**** DATA SHOWN ****

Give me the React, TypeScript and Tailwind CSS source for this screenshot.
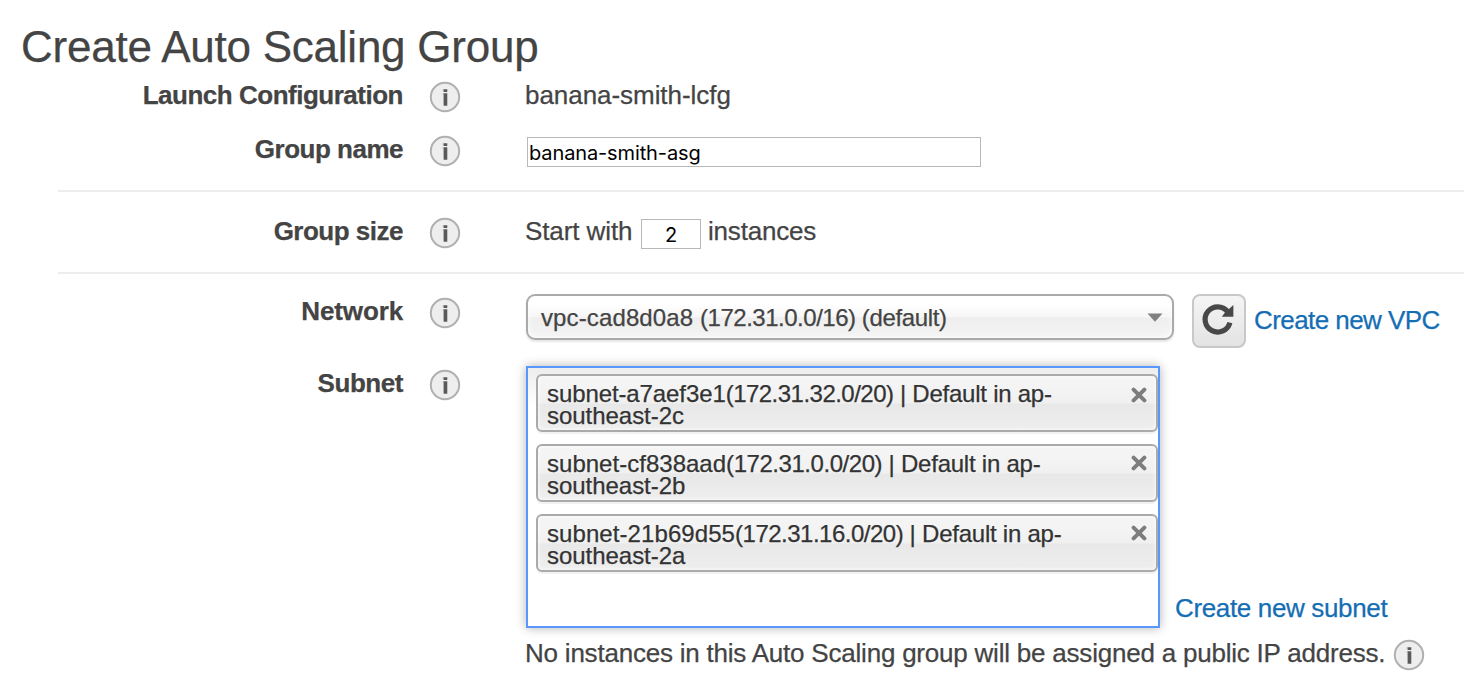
import type { ReactNode } from "react";

const SUBNETS = [
  {
    name: "subnet-a7aef3e1",
    cidr: "(172.31.32.0/20)",
    zone: "southeast-2c",
    closeTop: "pt-[11px]",
    nameSpacing: "tracking-[-0.1px]",
    cidrSpacing: "tracking-[-0.52px]",
  },
  {
    name: "subnet-cf838aad",
    cidr: "(172.31.0.0/20)",
    zone: "southeast-2b",
    closeTop: "pt-[9px]",
    nameSpacing: "tracking-[0.02px]",
    cidrSpacing: "tracking-[-0.45px]",
  },
  {
    name: "subnet-21b69d55",
    cidr: "(172.31.16.0/20)",
    zone: "southeast-2a",
    closeTop: "pt-[9px]",
    nameSpacing: "tracking-[0.08px]",
    cidrSpacing: "tracking-[-0.5px]",
  },
];

function InfoIcon() {
  return (
    <svg className="block size-8 shrink-0" viewBox="0 0 32 32" aria-hidden="true">
      <circle cx="16" cy="16" r="14.2" fill="#eeeeee" stroke="#b0b0b0" strokeWidth="2" />
      <path d="M14.6 8.2H18.3V10.9H14.6ZM14.6 12.3H18.3V24.8H14.6Z" fill="#5a5a5a" />
      <path d="M13.8 8.2H14.6V10H13.8ZM13.8 12.3H14.6V14H13.8Z" fill="#a0a0a0" />
    </svg>
  );
}

function CloseIcon() {
  return (
    <svg className="block size-4" viewBox="0 0 16 16" aria-hidden="true">
      <path d="M2.6 2.6 13.4 13.4M13.4 2.6 2.6 13.4" stroke="#7d7d7d" strokeWidth="4" strokeLinecap="round" />
    </svg>
  );
}

function RefreshIcon() {
  return (
    <svg className="block size-8 overflow-visible" viewBox="0 0 32 32" aria-hidden="true">
      <path d="M26.9 18.6A12.6 12.6 0 1 1 24.6 7.6" fill="none" stroke="#484848" strokeWidth="5.2" />
      <path d="M30.4 1V12.8H18.8L22 8.5Z" fill="#484848" />
    </svg>
  );
}

function Row({
  label,
  spacing = "tracking-[-0.45px]",
  className,
  children,
}: {
  label: string;
  spacing?: string;
  className: string;
  children: ReactNode;
}) {
  return (
    <div className={`flex items-start ${className}`}>
      <div className={`w-[403px] shrink-0 text-right font-bold ${spacing}`}>{label}</div>
      <div className="ml-[26px] mr-[64px] pt-px">
        <InfoIcon />
      </div>
      {children}
    </div>
  );
}

export default function App() {
  return (
    <main className="h-[696px] w-[1464px] overflow-hidden whitespace-nowrap bg-white pt-[22px] font-['Liberation_Sans',Arial,sans-serif] text-[26px] leading-[30px] text-[#444] [-webkit-text-stroke:0.25px]">
      <h1 className="h-[58px] pl-[21px] text-[44px] leading-[50px] tracking-[-0.24px]">Create Auto Scaling Group</h1>

      <Row label="Launch Configuration" spacing="tracking-[-0.49px]" className="h-[54px]">
        <span className="tracking-[-0.05px]">banana-smith-lcfg</span>
      </Row>
      <Row label="Group name" spacing="tracking-[-0.5px]" className="h-14">
        <input
          className="ml-[2px] mt-[3px] h-[30px] w-[454px] border border-[#b8b8b8] bg-white pl-px pt-px font-[Inter,sans-serif] text-[20px] tracking-[-0.12px] text-black outline-none [-webkit-text-stroke:0px]"
          defaultValue="banana-smith-asg"
          aria-label="Group name"
        />
      </Row>
      <hr className="ml-[58px] h-[2px] border-0 bg-[#ededed]" />
      <Row label="Group size" spacing="tracking-[-0.5px]" className="mt-6 h-14">
        <span className="w-[108px] tracking-[-0.1px]">Start with</span>
        <input
          className="ml-2 mt-[3px] h-[30px] w-[60px] border border-[#b8b8b8] bg-white pt-px text-center font-[Inter,sans-serif] text-[20px] text-black outline-none [-webkit-text-stroke:0px]"
          defaultValue="2"
          aria-label="Number of instances"
        />
        <span className="ml-[7px] tracking-[-0.2px]">instances</span>
      </Row>
      <hr className="ml-[58px] h-[2px] border-0 bg-[#ededed]" />
      <Row label="Network" spacing="tracking-[-0.12px]" className="mt-[22px] h-[72px]">
        <div className="-mt-[2px] ml-px flex items-start">
          <button className="flex h-[46px] w-[648px] items-center justify-between rounded-[9px] border-2 border-[#aaa] bg-[linear-gradient(#fff_20%,#f6f6f6_50%,#eee_52%,#f4f4f4_100%)] pl-[13px] pr-[9px] text-[24px] shadow-[inset_0_0_6px_#fff,0_2px_2px_rgba(0,0,0,0.1)]">
            <span className="pt-[2px]">
              <span className="tracking-[0.12px]">vpc-cad8d0a8 </span>
              <span className="tracking-[-0.48px]">(172.31.0.0/16) </span>
              <span className="tracking-[-0.35px]">(default)</span>
            </span>
            <svg className="mt-px block h-[9px] w-4" viewBox="0 0 16 9" aria-hidden="true">
              <path d="M0.5 0.5H15.5L8 8.8Z" fill="#808080" />
            </svg>
          </button>
          <button
            className="ml-[18px] flex size-[54px] justify-center rounded-[8px] border-2 border-[#c8c8c8] bg-[linear-gradient(#f5f5f5,#e3e3e3)] pt-2"
            aria-label="Refresh"
          >
            <RefreshIcon />
          </button>
          <a className="ml-2 mt-[11px] tracking-[-0.57px] text-[#146eb4]">Create new VPC</a>
        </div>
      </Row>
      <Row label="Subnet" className="h-[270px]">
        <div className="-mt-[2px] ml-px flex h-[262px] items-end">
          <div className="flex h-[262px] w-[634px] flex-col gap-3 border-2 border-[#5897fb] bg-[linear-gradient(#eee_1%,#fff_15%)] pl-2 pt-[6px] shadow-[0_0_10px_rgba(0,0,0,0.3)]">
            {SUBNETS.map((s) => (
              <div
                key={s.name}
                className="flex h-[58px] w-[622px] shrink-0 justify-between rounded-[6px] border-2 border-[#aaa] bg-[linear-gradient(#f4f4f4_20%,#f0f0f0_50%,#e8e8e8_52%,#eee_100%)] pl-[9px] pr-[9px] text-[24px] leading-[22px] text-[#333] shadow-[inset_0_0_4px_#fff,0_2px_0_rgba(0,0,0,0.05)]"
              >
                <div className="pt-[7px] tracking-[-0.24px]">
                  <span className={s.nameSpacing}>{s.name}</span>
                  <span className={s.cidrSpacing}>{s.cidr}</span> | Default in ap-
                  <br />
                  <span className="tracking-[-0.04px]">{s.zone}</span>
                </div>
                <div className={s.closeTop}>
                  <CloseIcon />
                </div>
              </div>
            ))}
          </div>
          <a className="mb-[5px] ml-[15px] tracking-[-0.35px] text-[#146eb4]">Create new subnet</a>
        </div>
      </Row>
      <div className="flex items-start pl-[525px]">
        <span className="w-[868px] tracking-[-0.215px]">
          No instances in this Auto Scaling group will be assigned a public IP address.
        </span>
        <div className="pt-px">
          <InfoIcon />
        </div>
      </div>
    </main>
  );
}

****

Collect, from the material above, every line containing the word "this".

● FULL SOLUTION
Give me the React, TypeScript and Tailwind CSS source for this screenshot.
          No instances in this Auto Scaling group will be assigned a public IP address.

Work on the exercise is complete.